Karissa Kresge’s (MPP ’22) group is conducting a climate risks research analysis for the Great Lakes Commission.

“The conversations with our mentor Matt Naud have been really helpful. They’ve been a great wealth of information, not just the areas that we’re researching, but also how we think about and frame the project,” Kresge said. “Sometimes, when you’re in the thick of it, you forget to take that step back.”

Naud enjoyed the opportunity to interact with Ford students and guide them through their projects.

“One of your jobs as a consultant is to ask the right questions to get your client to focus on what success looks like. We’ve had a bunch of conversations about how you manage your client to make sure that you’re getting all the information you need,” Matt Naud (IPPS ‘90), a consultant for who spent 17 years leading sustainability for the City of Ann Arbor, said. “Students are more engaged around real-world problems. They get a sense for the urgency or what’s driving it. Real-world problems are often messy.”

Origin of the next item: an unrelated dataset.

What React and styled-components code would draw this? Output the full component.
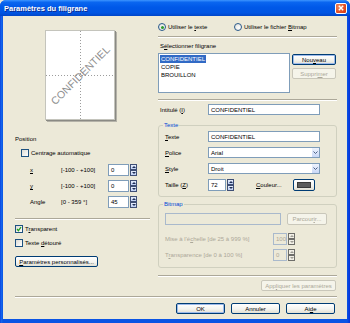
import React from 'react';
import styled, { createGlobalStyle } from 'styled-components';

const FONT = `"Liberation Sans", Arial, sans-serif`;

const Global = createGlobalStyle`
  html, body { margin: 0; padding: 0; background: #ECE9D8; }
  body { font-family: ${FONT}; }
  * { box-sizing: border-box; }
`;

const Window = styled.div`
  width: 350px;
  height: 323px;
  display: flex;
  flex-direction: column;
  background: linear-gradient(to right, #0831D9 0, #166AEE 1px, #0A54E4 3px, #0A54E4 347px, #0831D9 350px);
  border-radius: 6px 6px 0 0;
  overflow: hidden;
  font-family: ${FONT};
  font-size: 6px;
  color: #000;
`;

const TitleBar = styled.div`
  height: 16px;
  flex: none;
  display: flex;
  align-items: center;
  justify-content: space-between;
  padding: 0 3px 0 4px;
  background: linear-gradient(to bottom, #3D95FF 0%, #0A66F0 14%, #0058E8 45%, #0055E3 80%, #0046C8 100%);
`;

const TitleText = styled.span`
  color: #fff;
  font-weight: bold;
  font-size: 7.5px;
  text-shadow: 1px 1px 0 #0F2B8C;
  white-space: nowrap;
`;

const CloseButton = styled.div`
  width: 12px;
  height: 11px;
  border: 1px solid #fff;
  border-radius: 2px;
  background: radial-gradient(circle at 30% 30%, #F08A5E, #E0451C 70%, #C8380F);
  display: flex;
  align-items: center;
  justify-content: center;
`;

const Client = styled.div`
  flex: 1;
  margin: 0 3px 4px;
  background: #ECE9D8;
  display: flex;
  flex-direction: column;
  padding: 0 10px 0 12px;
`;

const Columns = styled.div`
  height: 280px;
  flex: none;
  display: grid;
  grid-template-columns: 135px 179px;
  column-gap: 8px;
`;

const Column = styled.div`
  display: flex;
  flex-direction: column;
  align-items: stretch;
`;

const Etched = styled.div`
  height: 2px;
  flex: none;
  border-top: 1px solid #ACA899;
  border-bottom: 1px solid #fff;
  margin-top: ${p => p.$mt || 0}px;
`;

const Caption = styled.div`
  height: 8px;
  line-height: 8px;
  white-space: nowrap;
  margin-top: ${p => p.$mt || 0}px;
  padding-left: ${p => p.$pl || 0}px;
`;

const PagePreview = styled.div`
  position: relative;
  width: 70px;
  height: 90px;
  margin: 14px 0 0 30px;
  background: #fff;
  border: 1px solid #C4C4BC;
  box-shadow: 1px 1px 0 #8A8A84, 2px 2px 0 #B4B2A8;
  display: flex;
  align-items: center;
  justify-content: center;
  overflow: hidden;
  &::before {
    content: '';
    position: absolute;
    left: 34px;
    top: 0;
    bottom: 0;
    width: 1px;
    background: repeating-linear-gradient(to bottom, #9C9C9C 0 1px, transparent 1px 3px);
  }
  &::after {
    content: '';
    position: absolute;
    top: 44px;
    left: 0;
    right: 0;
    height: 1px;
    background: repeating-linear-gradient(to right, #9C9C9C 0 1px, transparent 1px 3px);
  }
`;

const Watermark = styled.span`
  position: relative;
  z-index: 1;
  font-size: 10.5px;
  color: #8E8E8E;
  transform: rotate(-45deg);
  white-space: nowrap;
  letter-spacing: 0.1px;
`;

const CheckRow = styled.div`
  display: flex;
  align-items: center;
  gap: 2px;
  height: 8px;
  white-space: nowrap;
  margin-top: ${p => p.$mt || 0}px;
  padding-left: ${p => p.$pl || 0}px;
`;

const CheckBox = styled.span`
  width: 8px;
  height: 8px;
  flex: none;
  border: 1px solid #1C5180;
  background: linear-gradient(135deg, #DCDCD5, #FFFFFF);
  display: flex;
  align-items: center;
  justify-content: center;
`;

const CoordRow = styled.div`
  display: grid;
  grid-template-columns: 31px 47px auto;
  align-items: center;
  height: 12px;
  margin-top: ${p => p.$mt || 0}px;
  padding-left: 15px;
  white-space: nowrap;
`;

const SpinField = styled.div`
  display: flex;
  align-items: stretch;
  gap: 1px;
  height: 12px;
`;

const TextBox = styled.div`
  width: ${p => p.$w}px;
  height: ${p => p.$h || 11}px;
  flex: none;
  border: 1px solid ${p => (p.$disabled ? '#A9B9CC' : '#7F9DB9')};
  background: ${p => (p.$disabled ? '#ECE9D8' : '#fff')};
  color: ${p => (p.$disabled ? '#ACA899' : '#000')};
  padding-left: 2px;
  display: flex;
  align-items: center;
  white-space: nowrap;
  overflow: hidden;
`;

const SpinButtons = styled.div`
  width: 7px;
  display: flex;
  flex-direction: column;
`;

const SpinHalf = styled.div`
  flex: 1;
  border: 1px solid ${p => (p.$disabled ? '#6E6E6A' : '#3F4F75')};
  background: ${p => (p.$disabled ? '#F1EFE6' : 'linear-gradient(#E7EEFC, #BFD0F4)')};
  display: flex;
  align-items: center;
  justify-content: center;
  &::after {
    content: '';
    width: 0;
    height: 0;
    border-left: 2px solid transparent;
    border-right: 2px solid transparent;
    ${p => (p.$down ? 'border-top' : 'border-bottom')}: 2px solid ${p => (p.$disabled ? '#9D9C94' : '#1E2E56')};
  }
`;

const RadioRow = styled.div`
  display: flex;
  align-items: center;
  height: 10px;
  margin-top: 6px;
  white-space: nowrap;
`;

const RadioItem = styled.div`
  display: flex;
  align-items: center;
  gap: 2px;
  width: ${p => (p.$w ? `${p.$w}px` : 'auto')};
`;

const Radio = styled.span`
  width: 8px;
  height: 8px;
  flex: none;
  border-radius: 50%;
  border: 1px solid #2A5A8C;
  background: radial-gradient(circle at 65% 65%, #fff, #DCDCD5);
  display: flex;
  align-items: center;
  justify-content: center;
  &::after {
    content: '';
    display: ${p => (p.$on ? 'block' : 'none')};
    width: 3px;
    height: 3px;
    border-radius: 50%;
    background: #2E9A2E;
  }
`;

const ListRow = styled.div`
  display: flex;
  gap: 2px;
  margin-top: 3px;
  height: 40px;
`;

const ListBox = styled.div`
  width: 132px;
  height: 40px;
  border: 1px solid #7F9DB9;
  background: #fff;
  padding: 1px 0 0 1px;
  display: flex;
  flex-direction: column;
  align-items: flex-start;
`;

const ListItem = styled.div`
  height: 8px;
  line-height: 8px;
  padding: 0 1px;
  background: ${p => (p.$selected ? '#316AC5' : 'transparent')};
  color: ${p => (p.$selected ? '#fff' : '#000')};
`;

const ButtonStack = styled.div`
  display: flex;
  flex-direction: column;
  gap: 3px;
  padding-top: 1px;
`;

const Button = styled.button`
  width: ${p => p.$w}px;
  height: ${p => p.$h || 11}px;
  flex: none;
  padding: 0;
  margin: 0;
  font: inherit;
  font-size: 6px;
  border: 1px solid ${p => (p.$disabled ? '#C9C7BA' : '#003C74')};
  border-radius: 2px;
  background: ${p => (p.$disabled ? '#F5F4EA' : 'linear-gradient(#FFFFFF, #F4F4F0 55%, #E2E0D4)')};
  color: ${p => (p.$disabled ? '#ACA899' : '#000')};
  box-shadow: ${p => (p.$focus ? 'inset 0 0 0 1px #9DBAEA' : 'none')};
  display: flex;
  align-items: center;
  justify-content: center;
  white-space: nowrap;
  margin-top: ${p => p.$mt || 0}px;
  margin-left: ${p => p.$ml || 0}px;
  margin-right: ${p => p.$mr || 0}px;
  align-self: ${p => p.$align || 'auto'};
`;

const FormRow = styled.div`
  display: flex;
  align-items: center;
  height: ${p => p.$h || 11}px;
  margin-top: ${p => p.$mt || 0}px;
  white-space: nowrap;
`;

const RowLabel = styled.span`
  width: ${p => p.$w}px;
  flex: none;
  color: ${p => (p.$disabled ? '#ACA899' : 'inherit')};
  padding-left: ${p => p.$pl || 0}px;
`;

const GroupBox = styled.div`
  position: relative;
  border: 1px solid #D0D0BF;
  border-radius: 3px;
  margin-top: ${p => p.$mt}px;
  padding: ${p => p.$pad};
  display: flex;
  flex-direction: column;
`;

const GroupTitle = styled.span`
  position: absolute;
  top: -5px;
  left: 4px;
  padding: 0 1px;
  line-height: 8px;
  background: #ECE9D8;
  color: #0046D5;
`;

const DropArrow = styled.span`
  margin-left: auto;
  width: 8px;
  height: 100%;
  flex: none;
  border-left: 1px solid #fff;
  background: linear-gradient(#EEF3FD, #C9D8F7);
  display: flex;
  align-items: center;
  justify-content: center;
`;

const ColorSwatch = styled.span`
  width: 14px;
  height: 6px;
  background: #5C5C5C;
  border: 1px solid #3A3A3A;
`;

const ButtonBar = styled.div`
  display: flex;
  justify-content: flex-end;
  gap: 6px;
  margin-top: 5px;
  padding-right: 2px;
`;

function Spin({ value, w, disabled }) {
  return (
    <SpinField>
      <TextBox $w={w} $h={12} $disabled={disabled}>{value}</TextBox>
      <SpinButtons>
        <SpinHalf $disabled={disabled} />
        <SpinHalf $down $disabled={disabled} />
      </SpinButtons>
    </SpinField>
  );
}

function Chevron() {
  return (
    <svg width="5" height="3" viewBox="0 0 5 3">
      <path d="M0.5 0.5 L2.5 2.5 L4.5 0.5" fill="none" stroke="#4D6185" strokeWidth="1" />
    </svg>
  );
}

function Check() {
  return (
    <svg width="6" height="6" viewBox="0 0 6 6">
      <path d="M1 3 L2.4 4.6 L5 1.2" fill="none" stroke="#21A121" strokeWidth="1.3" />
    </svg>
  );
}

export default function App() {
  return (
    <>
      <Global />
      <Window>
        <TitleBar>
          <TitleText>Paramètres du filigrane</TitleText>
          <CloseButton>
            <svg width="6" height="6" viewBox="0 0 6 6">
              <path d="M0.8 0.8 L5.2 5.2 M5.2 0.8 L0.8 5.2" stroke="#fff" strokeWidth="1.4" />
            </svg>
          </CloseButton>
        </TitleBar>
        <Client>
          <Columns>
            <Column>
              <PagePreview>
                <Watermark>CONFIDENTIEL</Watermark>
              </PagePreview>
              <Caption $mt={15}>Position</Caption>
              <CheckRow $mt={6} $pl={6}>
                <CheckBox />
                <span>Centrage automatique</span>
              </CheckRow>
              <CoordRow $mt={7}>
                <span><u>x</u></span>
                <span>[-100 - +100]</span>
                <Spin value="0" w={21} />
              </CoordRow>
              <CoordRow $mt={4}>
                <span><u>y</u></span>
                <span>[-100 - +100]</span>
                <Spin value="0" w={21} />
              </CoordRow>
              <CoordRow $mt={4}>
                <span>Angle</span>
                <span>[0 - 359 °]</span>
                <Spin value="45" w={21} />
              </CoordRow>
              <Etched $mt={10} />
              <CheckRow $mt={5}>
                <CheckBox><Check /></CheckBox>
                <span>T<u>r</u>ansparent</span>
              </CheckRow>
              <CheckRow $mt={6}>
                <CheckBox />
                <span>Texte <u>d</u>étouré</span>
              </CheckRow>
              <Button $w={83} $mt={9}><span><u>P</u>aramètres personnalisés...</span></Button>
            </Column>

            <Column>
              <RadioRow>
                <RadioItem $w={76}>
                  <Radio $on />
                  <span>Utiliser le <u>t</u>exte</span>
                </RadioItem>
                <RadioItem>
                  <Radio />
                  <span>Utiliser le fichier <u>B</u>itmap</span>
                </RadioItem>
              </RadioRow>
              <Etched $mt={4} />
              <Caption $mt={4} $pl={2}>S<u>é</u>lectionner filigrane</Caption>
              <ListRow>
                <ListBox>
                  <ListItem $selected>CONFIDENTIEL</ListItem>
                  <ListItem>COPIE</ListItem>
                  <ListItem>BROUILLON</ListItem>
                </ListBox>
                <ButtonStack>
                  <Button $w={44} $focus><span>Nou<u>v</u>eau</span></Button>
                  <Button $w={44} $disabled><span>Suppri<u>m</u>er</span></Button>
                </ButtonStack>
              </ListRow>
              <Etched $mt={6} />
              <FormRow $mt={3}>
                <RowLabel $w={50} $pl={2}>Intitulé (<u>I</u>)</RowLabel>
                <TextBox $w={112}>CONFIDENTIEL</TextBox>
              </FormRow>

              <GroupBox $mt={10} $pad="5px 0 5px 6px">
                <GroupTitle>Texte</GroupTitle>
                <FormRow>
                  <RowLabel $w={43}><u>T</u>exte</RowLabel>
                  <TextBox $w={112}>CONFIDENTIEL</TextBox>
                </FormRow>
                <FormRow $mt={5}>
                  <RowLabel $w={43}><u>P</u>olice</RowLabel>
                  <TextBox $w={112}>
                    <span>Arial</span>
                    <DropArrow><Chevron /></DropArrow>
                  </TextBox>
                </FormRow>
                <FormRow $mt={5}>
                  <RowLabel $w={43}><u>S</u>tyle</RowLabel>
                  <TextBox $w={112}>
                    <span>Droit</span>
                    <DropArrow><Chevron /></DropArrow>
                  </TextBox>
                </FormRow>
                <FormRow $mt={5} $h={12}>
                  <RowLabel $w={43}>Taille (<u>Z</u>)</RowLabel>
                  <Spin value="72" w={18} />
                  <RowLabel $w={59} $pl={22}><u>C</u>ouleur...</RowLabel>
                  <Button as="div" $w={22} $h={12}>
                    <ColorSwatch />
                  </Button>
                </FormRow>
              </GroupBox>

              <GroupBox $mt={7} $pad="8px 0 6px 6px">
                <GroupTitle>Bitmap</GroupTitle>
                <FormRow $h={12}>
                  <TextBox $w={116} $h={12} $disabled />
                  <Button $w={40} $h={12} $ml={6} $disabled><span>Parcour<u>i</u>r...</span></Button>
                </FormRow>
                <FormRow $mt={8} $h={12}>
                  <RowLabel $w={108} $disabled>Mise à l'é<u>c</u>helle [de 25 à 999 %]</RowLabel>
                  <Spin value="100" w={14} disabled />
                </FormRow>
                <FormRow $mt={4} $h={12}>
                  <RowLabel $w={108} $disabled>T<u>r</u>ansparence [de 0 à 100 %]</RowLabel>
                  <Spin value="0" w={14} disabled />
                </FormRow>
              </GroupBox>

              <Etched $mt={7} />
              <Button $w={75} $mt={3} $disabled $align="flex-end" $mr={1}><span>App<u>l</u>iquer les paramètres</span></Button>
            </Column>
          </Columns>
          <Etched />
          <ButtonBar>
            <Button $w={49} $focus>OK</Button>
            <Button $w={49}>Annuler</Button>
            <Button $w={49}><span>Ai<u>d</u>e</span></Button>
          </ButtonBar>
        </Client>
      </Window>
    </>
  );
}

The layout and design of the course spark learning and engagement while also creating a collaborative space. And, the students are not the only ones who learn and grow in the course — mentors say they are constantly learning new things from students, which keeps them coming back.

“I get energy from it. The cool things I see them doing and coming up with topics that are often related to my work at CSW,” Good said. “To me, it reinforces the value of the public policy program at the Ford School. The way it’s designed makes it a valuable experience, and that’s why I keep coming back.”